From the beginning, the festival showed signs of careful planning. Online ticketing went smoothly, even though the tickets sold out in a few hours. There were three 4-hour sessions planned over the course of the weekend. Each attendee received a number of tickets, so the beers were limited. And the food/merchandise area opened 30 minutes earlier than the beer booths. So we arrived early, had a quick lunch, and pored over the taplist while waiting for the main event.

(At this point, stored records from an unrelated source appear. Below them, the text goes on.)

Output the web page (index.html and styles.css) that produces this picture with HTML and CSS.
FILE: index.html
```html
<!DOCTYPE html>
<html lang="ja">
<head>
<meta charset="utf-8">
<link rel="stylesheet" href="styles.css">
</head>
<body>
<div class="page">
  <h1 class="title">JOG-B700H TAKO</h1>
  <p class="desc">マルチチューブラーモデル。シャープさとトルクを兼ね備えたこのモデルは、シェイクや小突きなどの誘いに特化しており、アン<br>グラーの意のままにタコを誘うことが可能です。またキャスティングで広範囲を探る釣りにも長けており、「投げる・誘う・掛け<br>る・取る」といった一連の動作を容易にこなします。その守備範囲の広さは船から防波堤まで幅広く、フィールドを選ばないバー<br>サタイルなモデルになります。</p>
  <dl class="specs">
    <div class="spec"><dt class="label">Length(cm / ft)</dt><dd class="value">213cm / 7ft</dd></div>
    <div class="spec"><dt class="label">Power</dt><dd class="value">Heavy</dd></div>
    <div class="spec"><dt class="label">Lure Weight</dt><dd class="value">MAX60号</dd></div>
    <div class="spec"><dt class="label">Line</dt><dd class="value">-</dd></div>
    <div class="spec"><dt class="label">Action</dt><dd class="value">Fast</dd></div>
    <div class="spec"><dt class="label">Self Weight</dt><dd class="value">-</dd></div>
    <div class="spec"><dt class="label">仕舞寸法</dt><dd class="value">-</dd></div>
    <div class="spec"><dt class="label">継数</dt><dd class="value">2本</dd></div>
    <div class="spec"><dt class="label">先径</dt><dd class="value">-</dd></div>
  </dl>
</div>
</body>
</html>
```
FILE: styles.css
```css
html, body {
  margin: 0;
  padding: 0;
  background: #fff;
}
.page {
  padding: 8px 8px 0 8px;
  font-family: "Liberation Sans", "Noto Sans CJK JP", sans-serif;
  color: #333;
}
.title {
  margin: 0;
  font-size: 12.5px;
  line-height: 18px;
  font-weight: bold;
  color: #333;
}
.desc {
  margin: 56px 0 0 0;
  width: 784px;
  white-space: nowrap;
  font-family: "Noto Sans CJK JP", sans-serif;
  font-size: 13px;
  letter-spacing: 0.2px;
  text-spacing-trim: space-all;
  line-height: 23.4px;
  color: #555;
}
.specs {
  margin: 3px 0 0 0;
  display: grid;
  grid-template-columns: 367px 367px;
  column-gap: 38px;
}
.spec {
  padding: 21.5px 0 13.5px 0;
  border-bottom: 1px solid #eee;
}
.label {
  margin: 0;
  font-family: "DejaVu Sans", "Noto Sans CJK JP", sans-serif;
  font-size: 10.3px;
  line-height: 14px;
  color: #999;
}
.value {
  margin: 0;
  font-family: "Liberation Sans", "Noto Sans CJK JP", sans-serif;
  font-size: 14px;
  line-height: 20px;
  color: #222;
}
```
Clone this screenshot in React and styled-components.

When the beer started flowing, long lines quickly formed at three booths: two breweries you may have heard of, and one we hadn’t heard of (the only booth that we saw run out of beer). The benefit of the multiple sessions and those long lines was that the other lines were pretty short, ranging from at most ten minutes to no wait at all. So we were able to leisurely make our way through nearly 30 beers (15 tickets each). Some of our favorites:
- Lost Nation Petit Ardennes – a spicy, fruity saison — perfect on a warm day.
- Alchemist Crusher – a sweet, resiny big brother to Heady Topper.
- Brasserie Dunham Saison du Pinnacle – a tart saison with nice Brett funkiness.
- Foley Brothers Fair Maiden – a big woody IPA with pungent grapefruit hopppiness.
- Mystic Chardonnay Saison – a fine wine-barrel fermented saison, with notes of honey.
And of course, it wouldn’t be a festival without some strange beers you’d never try otherwise:
- Burlington Beer’s Folklife – a gruit which tasted exactly like a nice loaf of rosemary bread. Not unpleasant, exactly, but pretty far from what I normally expect from beer (even with a pretty liberal definition).
- Kingdom Brewery’s Jack Piipa – a pumpkin IIPA, very rummy and hot. One of the strongest beers I saw at the festival too.
Overall, one of the best festivals I’ve been to — short lines, good portable bathrooms (not portapotties), good food, a great variety of beers and plenty to go around. The setting in the park right on Lake Champlain was fantastic. The only shortcomings I can think of is that there wasn’t much shade, and water was only available over at one side of the site. Unlike Florida, you don’t have to have coolers full of water at every booth to prevent heatstroke. But it definitely would improve the experience.